● **WHAT IS REQUIRED**:
Repeat the listing exactly as given, omitting every image.

Records with interface code:
────────────────────────────────────────

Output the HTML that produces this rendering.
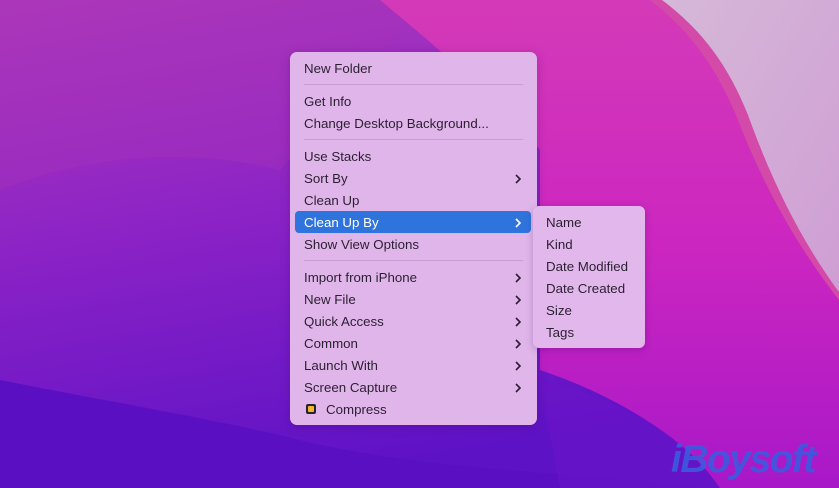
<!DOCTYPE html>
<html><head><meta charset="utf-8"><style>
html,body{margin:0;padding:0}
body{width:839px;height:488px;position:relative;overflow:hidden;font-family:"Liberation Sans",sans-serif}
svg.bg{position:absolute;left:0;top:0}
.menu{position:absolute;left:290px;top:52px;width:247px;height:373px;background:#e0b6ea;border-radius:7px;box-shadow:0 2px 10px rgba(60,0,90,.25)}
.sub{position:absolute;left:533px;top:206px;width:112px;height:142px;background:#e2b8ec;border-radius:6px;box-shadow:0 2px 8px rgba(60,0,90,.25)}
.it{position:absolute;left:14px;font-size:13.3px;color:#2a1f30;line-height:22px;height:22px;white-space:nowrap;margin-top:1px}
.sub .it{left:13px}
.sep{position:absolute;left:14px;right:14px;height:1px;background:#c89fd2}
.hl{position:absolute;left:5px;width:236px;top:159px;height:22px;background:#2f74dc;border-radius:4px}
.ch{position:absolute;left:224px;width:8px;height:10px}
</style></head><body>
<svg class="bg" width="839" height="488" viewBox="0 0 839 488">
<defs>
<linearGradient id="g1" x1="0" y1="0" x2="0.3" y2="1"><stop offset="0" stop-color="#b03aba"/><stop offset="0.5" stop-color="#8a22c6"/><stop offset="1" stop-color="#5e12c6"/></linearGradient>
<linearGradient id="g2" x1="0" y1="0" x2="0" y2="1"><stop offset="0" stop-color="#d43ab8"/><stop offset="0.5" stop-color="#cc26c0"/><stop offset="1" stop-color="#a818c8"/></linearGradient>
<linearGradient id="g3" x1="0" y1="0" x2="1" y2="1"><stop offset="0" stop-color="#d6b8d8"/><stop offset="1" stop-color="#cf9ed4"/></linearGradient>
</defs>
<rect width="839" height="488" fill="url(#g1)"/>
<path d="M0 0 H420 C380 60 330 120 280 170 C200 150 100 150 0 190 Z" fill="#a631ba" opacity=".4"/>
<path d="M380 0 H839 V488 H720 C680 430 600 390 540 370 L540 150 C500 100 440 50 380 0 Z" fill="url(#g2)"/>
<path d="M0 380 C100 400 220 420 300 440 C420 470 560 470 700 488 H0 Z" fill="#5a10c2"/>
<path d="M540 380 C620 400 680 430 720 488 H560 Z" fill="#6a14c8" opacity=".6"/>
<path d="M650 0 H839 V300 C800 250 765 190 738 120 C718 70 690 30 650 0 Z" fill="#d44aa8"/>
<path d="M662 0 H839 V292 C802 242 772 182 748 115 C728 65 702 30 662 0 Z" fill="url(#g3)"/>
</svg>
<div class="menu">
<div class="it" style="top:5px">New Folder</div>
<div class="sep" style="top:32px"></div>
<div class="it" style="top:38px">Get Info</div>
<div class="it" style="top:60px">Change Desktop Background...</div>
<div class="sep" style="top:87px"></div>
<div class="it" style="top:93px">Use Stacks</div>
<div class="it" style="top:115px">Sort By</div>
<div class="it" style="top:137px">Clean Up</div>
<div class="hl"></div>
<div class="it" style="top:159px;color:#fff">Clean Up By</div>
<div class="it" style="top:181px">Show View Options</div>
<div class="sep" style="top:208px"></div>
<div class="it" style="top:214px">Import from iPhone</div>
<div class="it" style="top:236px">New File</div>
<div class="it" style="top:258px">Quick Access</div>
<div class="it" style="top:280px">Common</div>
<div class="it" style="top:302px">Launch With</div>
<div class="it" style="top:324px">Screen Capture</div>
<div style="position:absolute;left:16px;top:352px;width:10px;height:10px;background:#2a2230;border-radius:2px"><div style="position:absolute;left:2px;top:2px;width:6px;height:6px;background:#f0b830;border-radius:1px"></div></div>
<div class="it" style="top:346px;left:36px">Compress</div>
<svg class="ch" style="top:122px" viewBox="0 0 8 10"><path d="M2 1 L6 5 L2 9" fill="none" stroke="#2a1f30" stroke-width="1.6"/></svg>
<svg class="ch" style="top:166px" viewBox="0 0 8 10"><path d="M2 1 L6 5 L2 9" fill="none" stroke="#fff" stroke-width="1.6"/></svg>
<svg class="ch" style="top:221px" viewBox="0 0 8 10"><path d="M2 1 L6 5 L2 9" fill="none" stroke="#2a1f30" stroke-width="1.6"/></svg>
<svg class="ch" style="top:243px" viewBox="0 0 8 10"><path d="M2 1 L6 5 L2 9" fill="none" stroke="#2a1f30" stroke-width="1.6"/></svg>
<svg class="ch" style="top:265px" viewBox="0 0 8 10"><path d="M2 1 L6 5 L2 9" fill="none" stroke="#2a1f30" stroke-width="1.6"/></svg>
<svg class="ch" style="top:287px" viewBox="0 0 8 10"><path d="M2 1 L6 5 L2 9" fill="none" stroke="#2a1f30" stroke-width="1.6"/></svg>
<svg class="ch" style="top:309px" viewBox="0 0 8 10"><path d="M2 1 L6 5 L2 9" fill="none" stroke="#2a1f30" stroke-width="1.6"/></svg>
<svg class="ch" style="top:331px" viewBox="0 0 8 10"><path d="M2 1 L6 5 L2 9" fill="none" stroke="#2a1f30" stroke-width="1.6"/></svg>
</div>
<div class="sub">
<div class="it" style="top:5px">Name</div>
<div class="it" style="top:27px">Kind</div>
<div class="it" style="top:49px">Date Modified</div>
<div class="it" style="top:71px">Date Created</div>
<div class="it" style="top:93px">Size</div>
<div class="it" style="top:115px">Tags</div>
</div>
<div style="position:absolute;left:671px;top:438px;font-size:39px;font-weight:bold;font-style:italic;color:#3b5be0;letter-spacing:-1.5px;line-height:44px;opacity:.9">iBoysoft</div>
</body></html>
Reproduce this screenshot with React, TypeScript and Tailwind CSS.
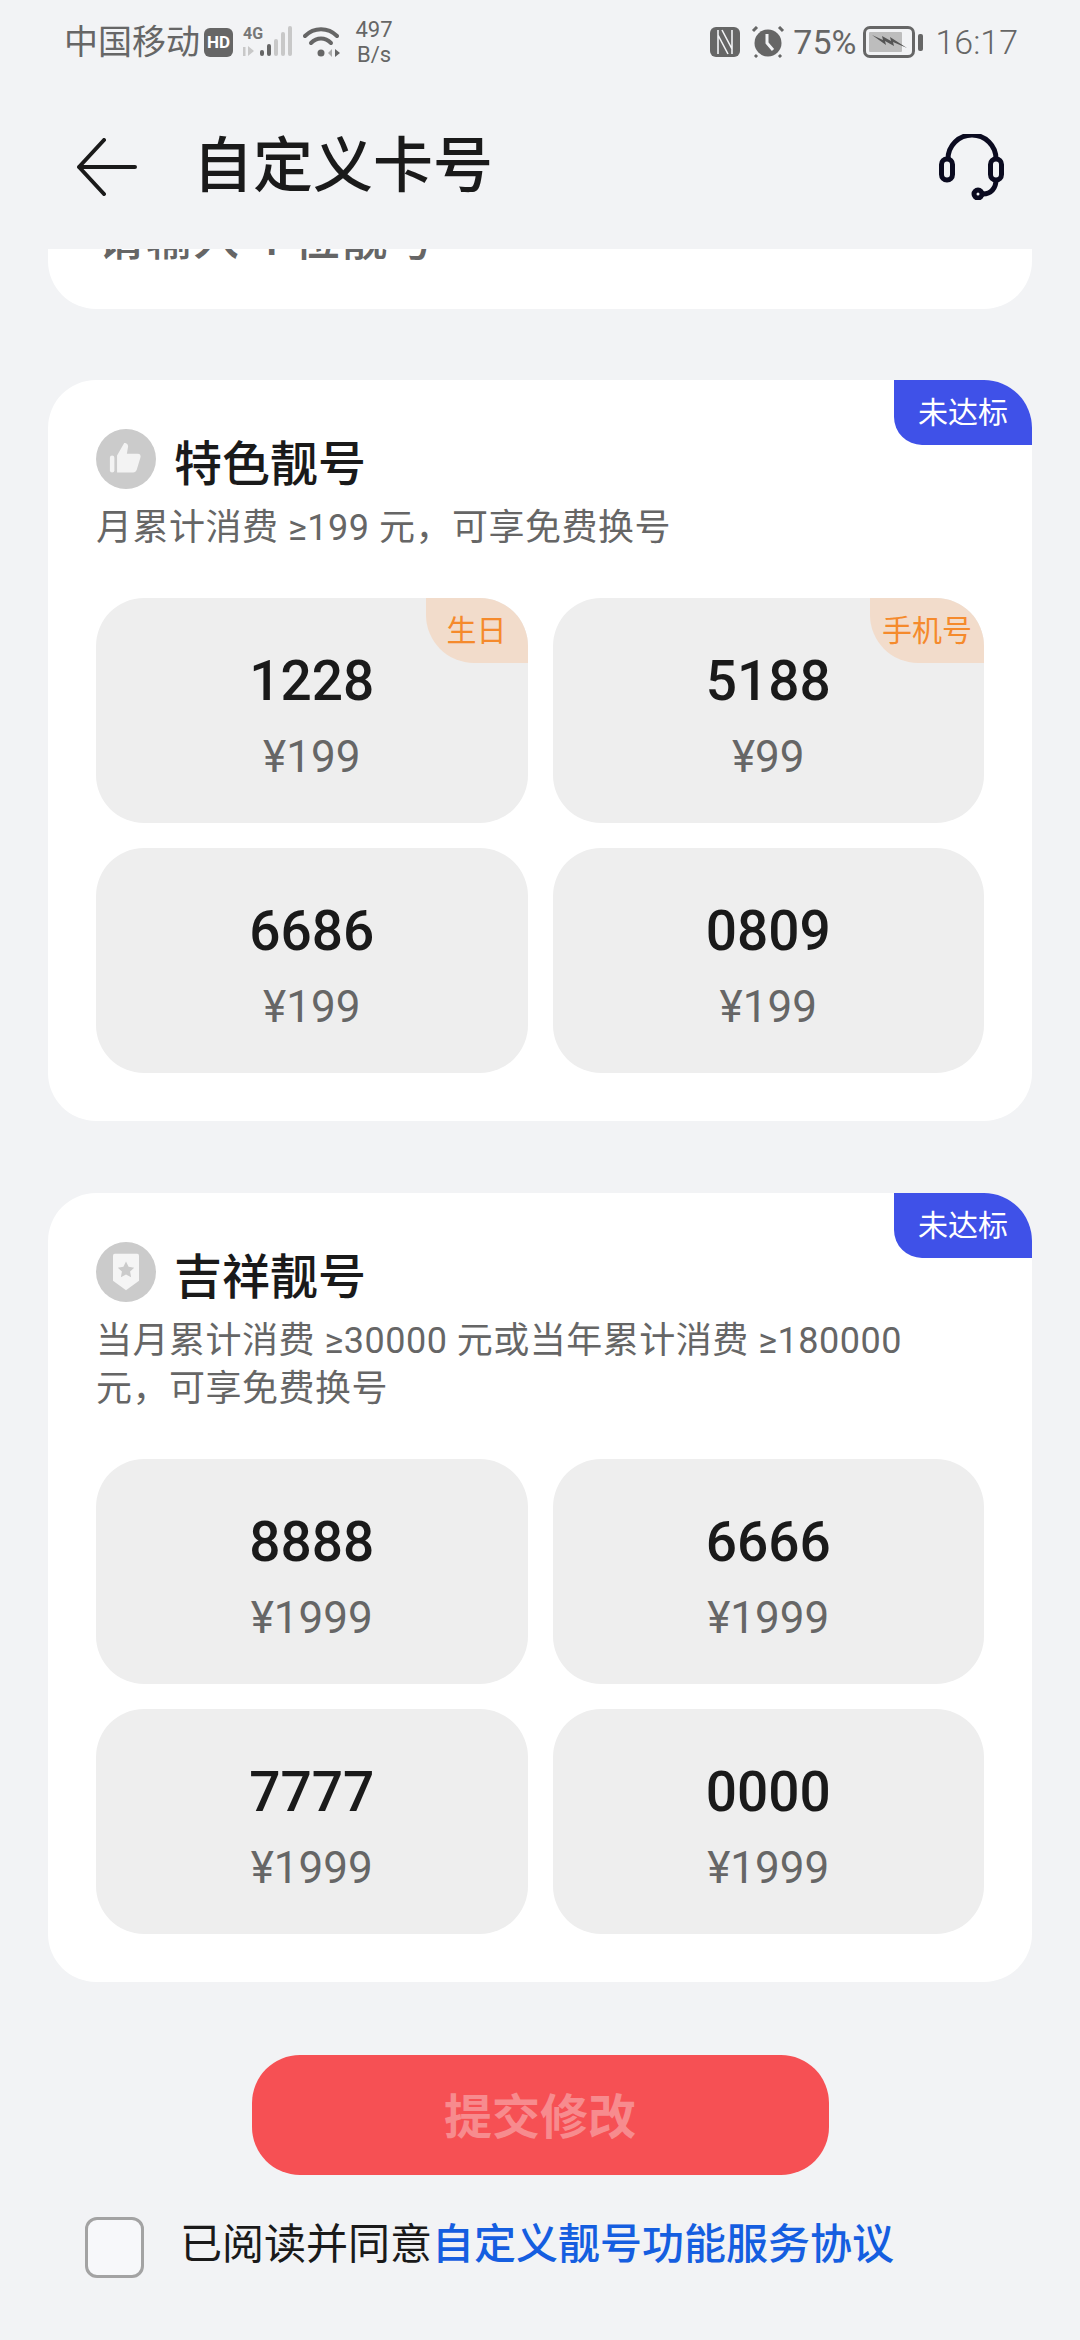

────────────────────────────────────────

● **RESPONSE TO THIS EXERCISE**:
Output the HTML that produces this rendering.
<!DOCTYPE html>
<html><head><meta charset="utf-8"><style>
html,body{margin:0;padding:0}
body{width:839px;height:488px;position:relative;overflow:hidden;font-family:"Liberation Sans",sans-serif}
svg.bg{position:absolute;left:0;top:0}
.menu{position:absolute;left:290px;top:52px;width:247px;height:373px;background:#e0b6ea;border-radius:7px;box-shadow:0 2px 10px rgba(60,0,90,.25)}
.sub{position:absolute;left:533px;top:206px;width:112px;height:142px;background:#e2b8ec;border-radius:6px;box-shadow:0 2px 8px rgba(60,0,90,.25)}
.it{position:absolute;left:14px;font-size:13.3px;color:#2a1f30;line-height:22px;height:22px;white-space:nowrap;margin-top:1px}
.sub .it{left:13px}
.sep{position:absolute;left:14px;right:14px;height:1px;background:#c89fd2}
.hl{position:absolute;left:5px;width:236px;top:159px;height:22px;background:#2f74dc;border-radius:4px}
.ch{position:absolute;left:224px;width:8px;height:10px}
</style></head><body>
<svg class="bg" width="839" height="488" viewBox="0 0 839 488">
<defs>
<linearGradient id="g1" x1="0" y1="0" x2="0.3" y2="1"><stop offset="0" stop-color="#b03aba"/><stop offset="0.5" stop-color="#8a22c6"/><stop offset="1" stop-color="#5e12c6"/></linearGradient>
<linearGradient id="g2" x1="0" y1="0" x2="0" y2="1"><stop offset="0" stop-color="#d43ab8"/><stop offset="0.5" stop-color="#cc26c0"/><stop offset="1" stop-color="#a818c8"/></linearGradient>
<linearGradient id="g3" x1="0" y1="0" x2="1" y2="1"><stop offset="0" stop-color="#d6b8d8"/><stop offset="1" stop-color="#cf9ed4"/></linearGradient>
</defs>
<rect width="839" height="488" fill="url(#g1)"/>
<path d="M0 0 H420 C380 60 330 120 280 170 C200 150 100 150 0 190 Z" fill="#a631ba" opacity=".4"/>
<path d="M380 0 H839 V488 H720 C680 430 600 390 540 370 L540 150 C500 100 440 50 380 0 Z" fill="url(#g2)"/>
<path d="M0 380 C100 400 220 420 300 440 C420 470 560 470 700 488 H0 Z" fill="#5a10c2"/>
<path d="M540 380 C620 400 680 430 720 488 H560 Z" fill="#6a14c8" opacity=".6"/>
<path d="M650 0 H839 V300 C800 250 765 190 738 120 C718 70 690 30 650 0 Z" fill="#d44aa8"/>
<path d="M662 0 H839 V292 C802 242 772 182 748 115 C728 65 702 30 662 0 Z" fill="url(#g3)"/>
</svg>
<div class="menu">
<div class="it" style="top:5px">New Folder</div>
<div class="sep" style="top:32px"></div>
<div class="it" style="top:38px">Get Info</div>
<div class="it" style="top:60px">Change Desktop Background...</div>
<div class="sep" style="top:87px"></div>
<div class="it" style="top:93px">Use Stacks</div>
<div class="it" style="top:115px">Sort By</div>
<div class="it" style="top:137px">Clean Up</div>
<div class="hl"></div>
<div class="it" style="top:159px;color:#fff">Clean Up By</div>
<div class="it" style="top:181px">Show View Options</div>
<div class="sep" style="top:208px"></div>
<div class="it" style="top:214px">Import from iPhone</div>
<div class="it" style="top:236px">New File</div>
<div class="it" style="top:258px">Quick Access</div>
<div class="it" style="top:280px">Common</div>
<div class="it" style="top:302px">Launch With</div>
<div class="it" style="top:324px">Screen Capture</div>
<div style="position:absolute;left:16px;top:352px;width:10px;height:10px;background:#2a2230;border-radius:2px"><div style="position:absolute;left:2px;top:2px;width:6px;height:6px;background:#f0b830;border-radius:1px"></div></div>
<div class="it" style="top:346px;left:36px">Compress</div>
<svg class="ch" style="top:122px" viewBox="0 0 8 10"><path d="M2 1 L6 5 L2 9" fill="none" stroke="#2a1f30" stroke-width="1.6"/></svg>
<svg class="ch" style="top:166px" viewBox="0 0 8 10"><path d="M2 1 L6 5 L2 9" fill="none" stroke="#fff" stroke-width="1.6"/></svg>
<svg class="ch" style="top:221px" viewBox="0 0 8 10"><path d="M2 1 L6 5 L2 9" fill="none" stroke="#2a1f30" stroke-width="1.6"/></svg>
<svg class="ch" style="top:243px" viewBox="0 0 8 10"><path d="M2 1 L6 5 L2 9" fill="none" stroke="#2a1f30" stroke-width="1.6"/></svg>
<svg class="ch" style="top:265px" viewBox="0 0 8 10"><path d="M2 1 L6 5 L2 9" fill="none" stroke="#2a1f30" stroke-width="1.6"/></svg>
<svg class="ch" style="top:287px" viewBox="0 0 8 10"><path d="M2 1 L6 5 L2 9" fill="none" stroke="#2a1f30" stroke-width="1.6"/></svg>
<svg class="ch" style="top:309px" viewBox="0 0 8 10"><path d="M2 1 L6 5 L2 9" fill="none" stroke="#2a1f30" stroke-width="1.6"/></svg>
<svg class="ch" style="top:331px" viewBox="0 0 8 10"><path d="M2 1 L6 5 L2 9" fill="none" stroke="#2a1f30" stroke-width="1.6"/></svg>
</div>
<div class="sub">
<div class="it" style="top:5px">Name</div>
<div class="it" style="top:27px">Kind</div>
<div class="it" style="top:49px">Date Modified</div>
<div class="it" style="top:71px">Date Created</div>
<div class="it" style="top:93px">Size</div>
<div class="it" style="top:115px">Tags</div>
</div>
<div style="position:absolute;left:671px;top:438px;font-size:39px;font-weight:bold;font-style:italic;color:#3b5be0;letter-spacing:-1.5px;line-height:44px;opacity:.9">iBoysoft</div>
</body></html>
Reproduce this screenshot with React, TypeScript and Tailwind CSS.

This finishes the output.